Database Storage: Data is loaded directly into PostgreSQL tables
OPAL Integration: Automatically creates Obiba OPAL components for secure data access:
Creates OPAL project named after the CR8TOR project
Establishes OPAL resources pointing to PostgreSQL tables
Creates DataSHIELD permission groups ({project_name}_group)
Sets up DataSHIELD and resource-level permissions
Access Control: Leverages OPAL's DataSHIELD framework for secure, privacy-preserving data analysis
Table Filtering: Filters tables based on project name and start time patterns, excluding DLT internal tables

Required Fields:

type = "postgresql"
name - Destination name (used for OPAL project identification)
format - Not applicable for PostgreSQL destinations

OPAL Resources Created:

Resource Naming: tre_postgresql_{schema}_{table}
Project Structure: One OPAL project per CR8TOR project
Group Management: DataSHIELD groups with "use" and "view" permissions
User Management: Ensures default DataSHIELD user (dsuser_default) exists

Choose filestore for file-based data delivery and postgresql for database-hosted data with integrated access control through OPAL's DataSHIELD framework.

[repository]

Field	Description
`codeRepository`	Auto-generated by cookie-cutter. e.g., `https://github.com/lsc-sde-crates/cr8-example-project`
`description`	Auto-generated by cookie-cutter.
`name`	Auto-generated by cookie-cutter.

[requesting_agent]

Field	Description
`name`	e.g. Prof. Jane Doe

[requesting_agent.affiliation]

Field	Description
`url`	e.g. https://someuni.com
`name`	e.g. Jane Doe's University

access/access¶

The access/access contains the following fields, which must be populated with relevant information:

[source]

The required source fields depend on the type of the source. The Solution supports extracting data from multiple source types including Databricks SQL warehouse endpoints and various SQL databases. The required fields for each type are validated by cr8tor and cr8tor-publisher app (using pydantic models).

Supported Source Types¶

The following source types are currently supported:

databrickssql - Databricks Unity Catalog
postgresql - PostgreSQL databases
mysql - MySQL databases
mssql - Microsoft SQL Server databases
sqlserver - Microsoft SQL Server databases (alternative identifier)

Common Source Fields¶

Field	Description
`name`	Name of the data source, e.g., `My Database Connection`.
`type`	Must match one of the supported source types listed above.
`host_url`	Host URL of the database server.

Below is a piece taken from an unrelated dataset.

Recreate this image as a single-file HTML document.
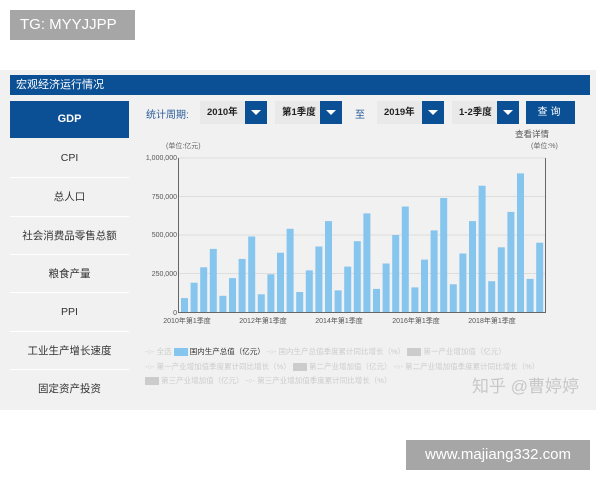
<!DOCTYPE html>
<html><head><meta charset="utf-8"><style>
body{margin:0;width:600px;height:480px;background:#fff;position:relative;overflow:hidden;font-family:"Liberation Sans","Noto Sans CJK SC",sans-serif}
.a{position:absolute}
.panel{left:0;top:70px;width:596px;height:340px;background:#f1f1f1}
.title{left:10px;top:75px;width:580px;height:20px;background:#0b4f95;color:#fff;font-size:11px;line-height:20px;text-indent:6px}
.gdp{left:10px;top:101px;width:119px;height:37px;background:#0b4f95;color:#fff;font-size:11px;font-weight:bold;text-align:center;line-height:37px}
.it{left:10px;width:119px;height:38px;text-align:center;line-height:38px;font-size:10.5px;color:#333;border-top:1px solid #fff}
.sel{height:23px;top:101px;background:#e9e9e9;font-size:9.5px;font-weight:bold;color:#222;line-height:23px;text-indent:7px}
.dd{top:101px;width:22px;height:23px;background:#0b4f95}
.dd:after{content:"";position:absolute;left:6px;top:9px;border-left:5px solid transparent;border-right:5px solid transparent;border-top:5px solid #fff}
.wm{background:#a6a6a6;color:#fff;font-size:15px}
.lg{font-size:7.5px;color:#ccc}
</style></head><body>
<div class="a wm" style="left:10px;top:10px;width:125px;height:30px;line-height:30px;text-indent:10px">TG: MYYJJPP</div>
<div class="a panel"></div>
<div class="a title">宏观经济运行情况</div>
<div class="a gdp">GDP</div>
<div class="a it" style="top:139px;border-top:none">CPI</div>
<div class="a it" style="top:177px">总人口</div>
<div class="a it" style="top:216px">社会消费品零售总额</div>
<div class="a it" style="top:254px">粮食产量</div>
<div class="a it" style="top:292px">PPI</div>
<div class="a it" style="top:331px">工业生产增长速度</div>
<div class="a it" style="top:369px">固定资产投资</div>
<div class="a" style="left:146px;top:106px;font-size:10px;color:#2a5d9c">统计周期:</div>
<div class="a sel" style="left:200px;width:45px">2010年</div><div class="a dd" style="left:245px"></div>
<div class="a sel" style="left:275px;width:45px">第1季度</div><div class="a dd" style="left:320px"></div>
<div class="a" style="left:355px;top:106px;font-size:10px;color:#2a5d9c">至</div>
<div class="a sel" style="left:377px;width:45px">2019年</div><div class="a dd" style="left:422px"></div>
<div class="a sel" style="left:452px;width:45px">1-2季度</div><div class="a dd" style="left:497px"></div>
<div class="a" style="left:526px;top:101px;width:49px;height:23px;background:#0b4f95;color:#fff;font-size:10px;line-height:23px;text-align:center;letter-spacing:3px">查询</div>
<div class="a" style="left:515px;top:128px;font-size:8.5px;color:#555">查看详情</div>
<div class="a" style="left:531px;top:141px;font-size:7px;color:#666">(单位:%)</div>
<div class="a" style="left:166px;top:141px;font-size:7px;color:#666">(单位:亿元)</div>
<svg class="a" style="left:130px;top:145px" width="440" height="185" font-family="Liberation Sans,Noto Sans CJK SC,sans-serif" font-size="7" fill="#555">
<g stroke="#ddd" stroke-width="1"><line x1="48" y1="13" x2="416" y2="13"/><line x1="48" y1="51.5" x2="416" y2="51.5"/><line x1="48" y1="90" x2="416" y2="90"/><line x1="48" y1="128.5" x2="416" y2="128.5"/></g>
<g text-anchor="end"><text x="47" y="15">1,000,000</text><text x="47" y="54">750,000</text><text x="47" y="92">500,000</text><text x="47" y="131">250,000</text><text x="47" y="170">0</text></g>
<g fill="#86c5ee" id="b"></g>
<line x1="48.5" y1="13" x2="48.5" y2="167" stroke="#666"/><line x1="415.5" y1="13" x2="415.5" y2="167" stroke="#666"/>
<line x1="48" y1="167.5" x2="416" y2="167.5" stroke="#666"/>
<g text-anchor="middle"><text x="57" y="178">2010年第1季度</text><text x="133" y="178">2012年第1季度</text><text x="209" y="178">2014年第1季度</text><text x="286" y="178">2016年第1季度</text><text x="362" y="178">2018年第1季度</text></g>
</svg>
<div class="a lg" style="left:145px;top:346px">-○- 全选 <span style="display:inline-block;width:14px;height:8px;background:#86c5ee;vertical-align:middle"></span> <span style="color:#333">国内生产总值（亿元）</span> -○- 国内生产总值季度累计同比增长（%） <span style="display:inline-block;width:14px;height:8px;background:#ccc;vertical-align:middle"></span> 第一产业增加值（亿元）</div>
<div class="a lg" style="left:145px;top:361px">-○- 第一产业增加值季度累计同比增长（%） <span style="display:inline-block;width:14px;height:8px;background:#ccc;vertical-align:middle"></span> 第二产业增加值（亿元） -○- 第二产业增加值季度累计同比增长（%）</div>
<div class="a lg" style="left:145px;top:375px"><span style="display:inline-block;width:14px;height:8px;background:#ccc;vertical-align:middle"></span> 第三产业增加值（亿元） -○- 第三产业增加值季度累计同比增长（%）</div>
<div class="a" style="left:472px;top:372px;font-size:17px;color:#c8c8c8">知乎 @曹婷婷</div>
<div class="a wm" style="left:406px;top:440px;width:184px;height:30px;line-height:30px;text-align:center">www.majiang332.com</div>
<script>
var v=[90,190,290,410,105,220,345,490,115,245,385,540,130,270,425,590,140,295,460,640,150,315,500,685,160,340,530,740,180,380,590,820,200,420,650,900,215,450],s='';
v.forEach(function(x,i){var h=x*0.154;s+='<rect x="'+(51+i*9.6).toFixed(1)+'" y="'+(167-h).toFixed(1)+'" width="7" height="'+h.toFixed(1)+'"/>';});
document.getElementById('b').innerHTML=s;
</script>
</body></html>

Databricks Unity Catalog (databrickssql)¶

For Databricks Unity Catalog sources, the following additional fields are required:

Field	Description
`http_path`	HTTP path for the Databricks SQL Warehouse endpoint, e.g., `/sql/1.0/warehouses/0aec44b2e70e201d`.
`port`	Optional. Default is 443 for Databricks SQL endpoints.
`catalog`	Databricks Unity Catalog name from which data will be extracted.

SQL Databases (postgresql, mysql, mssql)¶

For SQL database sources, the following additional fields are required:

Field	Description
`database`	Database name to connect to.
`port`	Database connection port (varies by database type).

[credentials]

Credentials fields are tied to the source type. Different source types require different credential configurations:

Databricks Unity Catalog Credentials¶

For Databricks SQL endpoints, we use Databricks Service Principal (SPN). See here how to create a new SPN and assign required roles and permissions.

Field	Description
`provider`	Credential provider, e.g., `AzureKeyVault`.
`spn_clientid`	Key name in secrets provider containing Service Principal client ID, e.g., `databricksspnclientid`.
`spn_secret`	Key name in secrets provider containing Service Principal secret, e.g., `databricksspnsecret`.

SQL Database Credentials¶

For SQL database sources (PostgreSQL, MySQL, MSSQL), we use username/password authentication:

Field	Description
`provider`	Credential provider, e.g., `AzureKeyVault`.
`username_key`	Key name in secrets provider containing database username, e.g., `db-username`.
`password_key`	Key name in secrets provider containing database password, e.g., `db-password`.

metadata/dataset¶

We expect a single file per dataset (in terms of Databricks SQL source, it is per Unity Catalog schema). The metadata/dataset file is contains the following fields, which must be populated with relevant information:

Field	Description
`name`	Name of the dataset, e.g., `dataset_1`.
`description`	Description of our dataset.
`schema_name`	Schema name, e.g., `z__cr8tor_poc`.

Warning

Now, we can define the tables and columns we want to retrieve, but this is optional. If we do not provide tables and/or columns, the solution will retrieve all available tables and/or columns.

[[tables]]

Field	Description
`name`	Name of the table, e.g., `domain`.

[[tables.columns]]

Field	Description
`name`	Name of the column, e.g., `domain_concept_id`.